Q: Which is safer for users? A: Big Tech is safer from hacking (professional security teams). Crypto is safer from platform censorship (irreversible transactions). Users should choose based on threat model: If worried about hacking, use Big Tech. If worried about censorship/control, use crypto.
Q: Why would enterprises choose decentralized if centralized is cheaper? A: Cost isn't always the deciding factor. Enterprises choose decentralized when: (1) cross-organizational coordination saves time/money despite higher technical burden, (2) censorship resistance is required (sanctioned countries), (3) control via smart contracts is worth the complexity.
Q: Can these systems interoperate?
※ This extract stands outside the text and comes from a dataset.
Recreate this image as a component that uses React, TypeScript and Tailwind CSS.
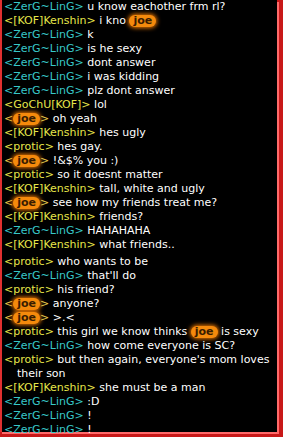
import React from "react";

type Part = string | { joe: true };

interface Line {
  nick: string;
  color: "cyan" | "yellow" | "joe";
  msg: Part[];
  gapTop?: boolean;
}

const lines: Line[] = [
  { nick: "ZerG~LinG", color: "cyan", msg: ["u know eachother frm rl?"] },
  { nick: "[KOF]Kenshin", color: "yellow", msg: ["i kno ", { joe: true }] },
  { nick: "ZerG~LinG", color: "cyan", msg: ["k"] },
  { nick: "ZerG~LinG", color: "cyan", msg: ["is he sexy"] },
  { nick: "ZerG~LinG", color: "cyan", msg: ["dont answer"] },
  { nick: "ZerG~LinG", color: "cyan", msg: ["i was kidding"] },
  { nick: "ZerG~LinG", color: "cyan", msg: ["plz dont answer"] },
  { nick: "GoChU[KOF]", color: "yellow", msg: ["lol"] },
  { nick: "joe", color: "joe", msg: ["oh yeah"] },
  { nick: "[KOF]Kenshin", color: "yellow", msg: ["hes ugly"] },
  { nick: "protic", color: "yellow", msg: ["hes gay."] },
  { nick: "joe", color: "joe", msg: ["!&$% you :)"] },
  { nick: "protic", color: "yellow", msg: ["so it doesnt matter"] },
  { nick: "[KOF]Kenshin", color: "yellow", msg: ["tall, white and ugly"] },
  { nick: "joe", color: "joe", msg: ["see how my friends treat me?"] },
  { nick: "[KOF]Kenshin", color: "yellow", msg: ["friends?"] },
  { nick: "ZerG~LinG", color: "cyan", msg: ["HAHAHAHA"] },
  { nick: "[KOF]Kenshin", color: "yellow", msg: ["what friends.."] },
  { nick: "protic", color: "yellow", msg: ["who wants to be"], gapTop: true },
  { nick: "ZerG~LinG", color: "cyan", msg: ["that'll do"] },
  { nick: "protic", color: "yellow", msg: ["his friend?"] },
  { nick: "joe", color: "joe", msg: ["anyone?"] },
  { nick: "joe", color: "joe", msg: [">.<"] },
  { nick: "protic", color: "yellow", msg: ["this girl we know thinks ", { joe: true }, " is sexy"] },
  { nick: "ZerG~LinG", color: "cyan", msg: ["how come everyone is SC?"] },
  { nick: "protic", color: "yellow", msg: ["but then again, everyone's mom loves"] },
  { nick: "", color: "yellow", msg: ["their son"] },
  { nick: "[KOF]Kenshin", color: "yellow", msg: ["she must be a man"] },
  { nick: "ZerG~LinG", color: "cyan", msg: [":D"] },
  { nick: "ZerG~LinG", color: "cyan", msg: ["!"] },
  { nick: "ZerG~LinG", color: "cyan", msg: ["!"] },
];

// orange glowing highlight used wherever "joe" shows up
function Joe() {
  return (
    <span className="inline-block rounded-full bg-[#f58a0c] px-[4px] leading-[12px] font-bold text-[#3a1c00] shadow-[0_0_4px_1px_#f07a00]">
      joe
    </span>
  );
}

function ChatLine({ line }: { line: Line }) {
  const nickColor =
    line.color === "cyan" ? "text-[#38c8c8]" : "text-[#e6e64a]";
  if (!line.nick) {
    return <div className="h-[14px] pl-[13px] text-white">{line.msg as string[]}</div>;
  }
  return (
    <div className={`h-[14px] whitespace-nowrap ${line.gapTop ? "mt-[3px]" : ""}`}>
      {line.color === "joe" ? (
        <span className="text-[#e6c84a]">
          &lt;<Joe />&gt;
        </span>
      ) : (
        <span className={nickColor}>&lt;{line.nick}&gt;</span>
      )}{" "}
      <span className="text-white">
        {line.msg.map((p, i) => (typeof p === "string" ? <span key={i}>{p}</span> : <Joe key={i} />))}
      </span>
    </div>
  );
}

export default function App() {
  return (
    <div className="h-[437px] w-[283px] overflow-hidden bg-[#c81818]">
      <div className="h-[432px] w-[277px] border-l-2 border-[#e03030] bg-black shadow-[2px_2px_0_0_#ff6a6a]">
        <div
          className="pl-[2px] pt-0 text-[11px] leading-[14px]"
          style={{ fontFamily: '"DejaVu Sans", Verdana, sans-serif' }}
        >
          {lines.map((l, i) => (
            <ChatLine key={i} line={l} />
          ))}
        </div>
      </div>
    </div>
  );
}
A: Limited interoperability exists. x402 has beta connectors to AWS (Coinbase partnership). Google announced "bridge agents" connecting Google Cloud to Ethereum. But full interoperability is 3-5 years away. Most enterprises will run parallel systems (Google agents internally, crypto agents externally).
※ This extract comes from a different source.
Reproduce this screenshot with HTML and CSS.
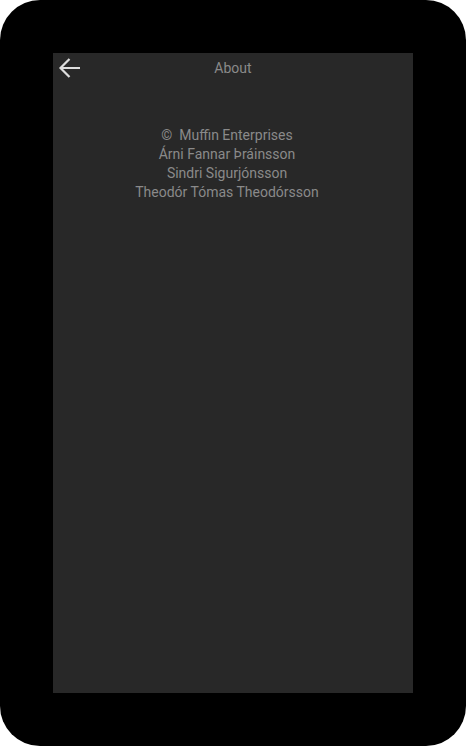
FILE: index.html
```html
<!DOCTYPE html>
<html>
<head>
<meta charset="utf-8">
<link rel="stylesheet" href="styles.css">
</head>
<body>
<div class="frame">
  <div class="screen">
    <div class="header">
      <button class="back" aria-label="Back">
        <svg width="24" height="24" viewBox="0 0 24 24"><path d="M22 12H2.5M11.5 3 2.5 12l9 9" fill="none" stroke="#dddddd" stroke-width="2.2"/></svg>
      </button>
      <div class="title">About</div>
    </div>
    <div class="credits">
      <div>©&nbsp; Muffin Enterprises</div>
      <div>Árni Fannar Þráinsson</div>
      <div>Sindri Sigurjónsson</div>
      <div>Theodór Tómas Theodórsson</div>
    </div>
  </div>
</div>
</body>
</html>
```
FILE: styles.css
```css
html, body {
  margin: 0;
  padding: 0;
  background: #ffffff;
}
.frame {
  width: 466px;
  height: 746px;
  background: #000000;
  border-radius: 40px;
  padding: 53px;
  box-sizing: border-box;
}
.screen {
  width: 360px;
  height: 640px;
  background: #282828;
  font-family: Roboto, "Noto Sans", sans-serif;
  font-size: 14px;
  color: #8a8a8a;
}
.header {
  position: relative;
  height: 31px;
  display: flex;
  align-items: center;
  justify-content: center;
}
.title {
  line-height: 31px;
}
.back {
  position: absolute;
  left: 5px;
  top: 3px;
  width: 24px;
  height: 24px;
  padding: 0;
  border: 0;
  background: none;
  display: flex;
}
.credits {
  margin-top: 42px;
  padding-right: 12px;
  text-align: center;
  line-height: 19px;
}
```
Q: Which will be better for AI safety/alignment? A: Both have advantages. Big Tech's centralization enables faster safety fixes but creates single point of failure. Crypto's decentralization prevents censorship but slows safety updates. Optimal approach: Big Tech agents handle low-risk internal tasks; crypto agents handle high-risk external tasks where decentralization is needed.
Q: What about regulation? A: Big Tech will face regulation requiring transparency, compliance APIs, and interoperability (antitrust pressure). Crypto will face regulation requiring KYC/AML and limiting certain agent types (financial crime). Regulation will favor Big Tech initially (governments trust centralized platforms) but will eventually enable crypto agents with compliance wrappers.
Related Reading
For deeper analysis:
- x402 by Coinbase: AI Agent Payments Infrastructure
- AI Agent Payment Infrastructure & Standards
- Tempo & Stripe Machine: Automated Agent Payments
- AI Agent Crypto Market Overview 2026
Conclusion
The AI agent economy will not have a single winner. Big Tech's platforms will dominate convenience-focused, internal-enterprise use cases where centralization enables superior UX and compliance. Crypto's permissionless infrastructure will dominate cross-organizational coordination and specialist use cases where composability and censorship-resistance are essential. The most sophisticated enterprises will operate both systems in parallel, using Big Tech agents for internal workflows and crypto agents for external, strategic partnerships. This bifurcation mirrors the iOS/Android duopoly and will likely persist for the next decade.